#9 - NEIL LABUTE

"She'll be reaching for the sleeping pills within a week, and you and me, we'll laugh about this until we're very old men." Those are the words of Aaron Eckhart's lead character in Neil LaBute's shocking psychological drama, In the Company of Men. Few movies have attracted the kind of attention that LaBute's first film attracted upon its 1997 release. Some praised the film as brilliant, while others decried its seeming misogyny as morally abhorrent.
The film recounts the story of two thirtysomething white collar business partners--both of whom have been rejected by women--who conspire to find a vulnerable woman, simultaneously date her, and then break up with her just to assuage their damaged egos. As if this premise weren't disturbing enough, the two men choose to play their psychological game on a deaf woman. And if that's not enough for you, LaBute goes one step further by ending the film without correcting the wrong perpetrated by the men. There is no justice, and no redemption. There is only vile hatred without consequence.

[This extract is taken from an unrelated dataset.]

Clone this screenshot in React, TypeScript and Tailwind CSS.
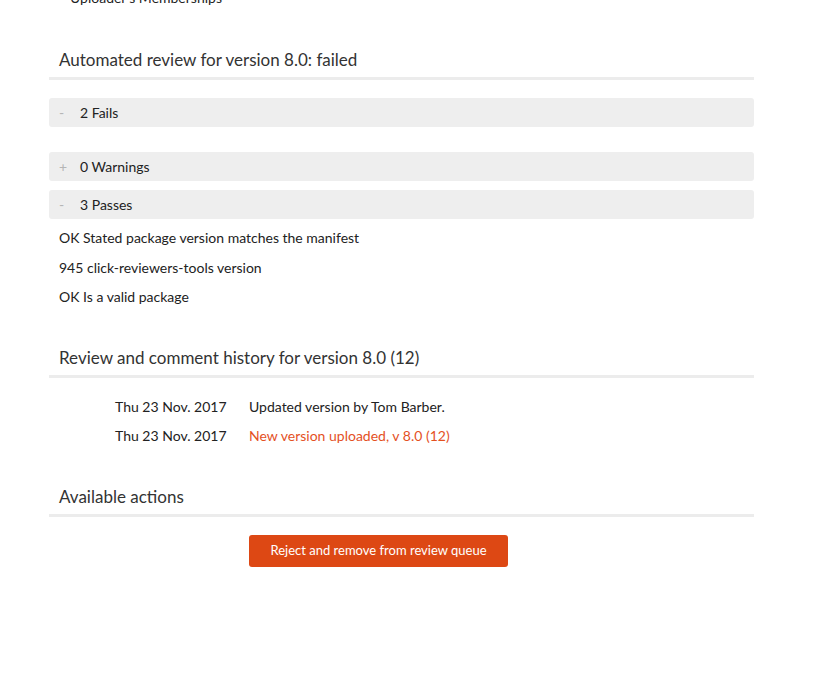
import React from "react";

type Check = { label: string; open: boolean; items?: string[] };

const checks: Check[] = [
  { label: "2 Fails", open: true, items: [] },
  { label: "0 Warnings", open: false },
  { label: "3 Passes", open: true, items: ["OK Stated package version matches the manifest", "945 click-reviewers-tools version", "OK Is a valid package"] },
];

const history = [
  { date: "Thu 23 Nov. 2017", text: "Updated version by Tom Barber.", link: false },
  { date: "Thu 23 Nov. 2017", text: "New version uploaded, v 8.0 (12)", link: true },
];

function SectionHeading({ children, className = "" }: { children: React.ReactNode; className?: string }) {
  return (
    <div className={className}>
      <h3 className="px-[10px] text-[17px] leading-[20px] font-normal text-[#333]">{children}</h3>
      <div className="mt-[7px] h-[3px] bg-[#ececec]" />
    </div>
  );
}

function CheckBar({ check }: { check: Check }) {
  return (
    <div>
      <div className="flex h-[29px] items-center rounded-[3px] bg-[#eeeeee] text-[14px]">
        <span className="w-[31px] pl-[10px] text-[#b5b5b5]">{check.open ? "-" : "+"}</span>
        <span className="text-[#222]">{check.label}</span>
      </div>
      {check.open && check.items && (
        <ul className={check.items.length ? "mt-[4px]" : "h-[16px]"}>
          {check.items.map((item) => (
            <li key={item} className="px-[10px] text-[14px] leading-[29.5px] text-[#222]">
              {item}
            </li>
          ))}
        </ul>
      )}
    </div>
  );
}

export default function App() {
  return (
    <div className="h-[680px] w-[818px] overflow-hidden bg-white" style={{ fontFamily: "Lato, 'Open Sans', sans-serif" }}>
      <div className="ml-[49px] w-[705px]">
        <p className="mt-[-12px] pl-[21px] text-[14px] leading-[20px] text-[#222]">Uploader's Memberships</p>

        <SectionHeading className="mt-[42px]">Automated review for version 8.0: failed</SectionHeading>

        <div className="mt-[18px] flex flex-col gap-[9px]">
          {checks.map((c) => (
            <CheckBar key={c.label} check={c} />
          ))}
        </div>

        <SectionHeading className="mt-[36px]">Review and comment history for version 8.0 (12)</SectionHeading>

        <div className="mt-[14px] text-[14px] text-[#222]">
          {history.map((h, i) => (
            <div key={i} className="flex leading-[29px]">
              <span className="w-[200px] pl-[66px]">{h.date}</span>
              <span className={h.link ? "text-[#e4511f]" : ""}>{h.text}</span>
            </div>
          ))}
        </div>

        <SectionHeading className="mt-[37px]">Available actions</SectionHeading>

        <div className="mt-[18px] pl-[200px]">
          <button className="h-[32px] w-[259px] rounded-[3px] bg-[#dd4814] text-[13px] font-normal text-white">
            Reject and remove from review queue
          </button>
        </div>
      </div>
    </div>
  );
}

In 2003, LaBute turned in yet another mini-masterpiece with The Shape of Things, this time turning the tables and instead giving the woman in the film the role of psychological sadist. In that film, LaBute explores the moral and ethical implications of our culture of beauty--a culture that is explicitly and undeniably obsessed with the surface of things.
In analyzing LaBute's films beyond their shock value, we get the sense that LaBute is not so much presenting the world as a dark, immoral throwaway as most people (including the infamous Roger Ebert) have insisted, but is rather presenting the moral and ethical implications of treating other people as means instead of ends in themselves. LaBute's films present a very Kantian philosophy that would have us believe that human beings, by virtue of being rational, are worthy of our respect. As such, an individual cannot use another individual for her own ends without depriving that individual of her autonomy, and thereby her very humanity.
Indeed, as we watch in horror as the two businessmen play with the deaf woman's heart as a way to relieve the pain of their hurt vanity in In the Company of Men, we recognize that the woman becomes something less than human in the eyes of the business partners. She is stripped of her autonomy as she's tricked into being fodder for the pair of psychological vultures. By showing the consequences of dispensing with Kant's categorical imperative, LaBute at once confirms the intuitive power of Kant's moral philosophy, and his own adherence to it.
LaBute is perhaps the preeminent moralist among directors alive today. His films are shocking, unsettling, and profoundly disturbing; however, the discomfort they inspire in us only serves to confirm that our moral intuitions are consonant with his own Kantian worldview. Perhaps it's a sly and underhanded way of expressing a moral sentiment, but that certainly doesn't make it any less compelling.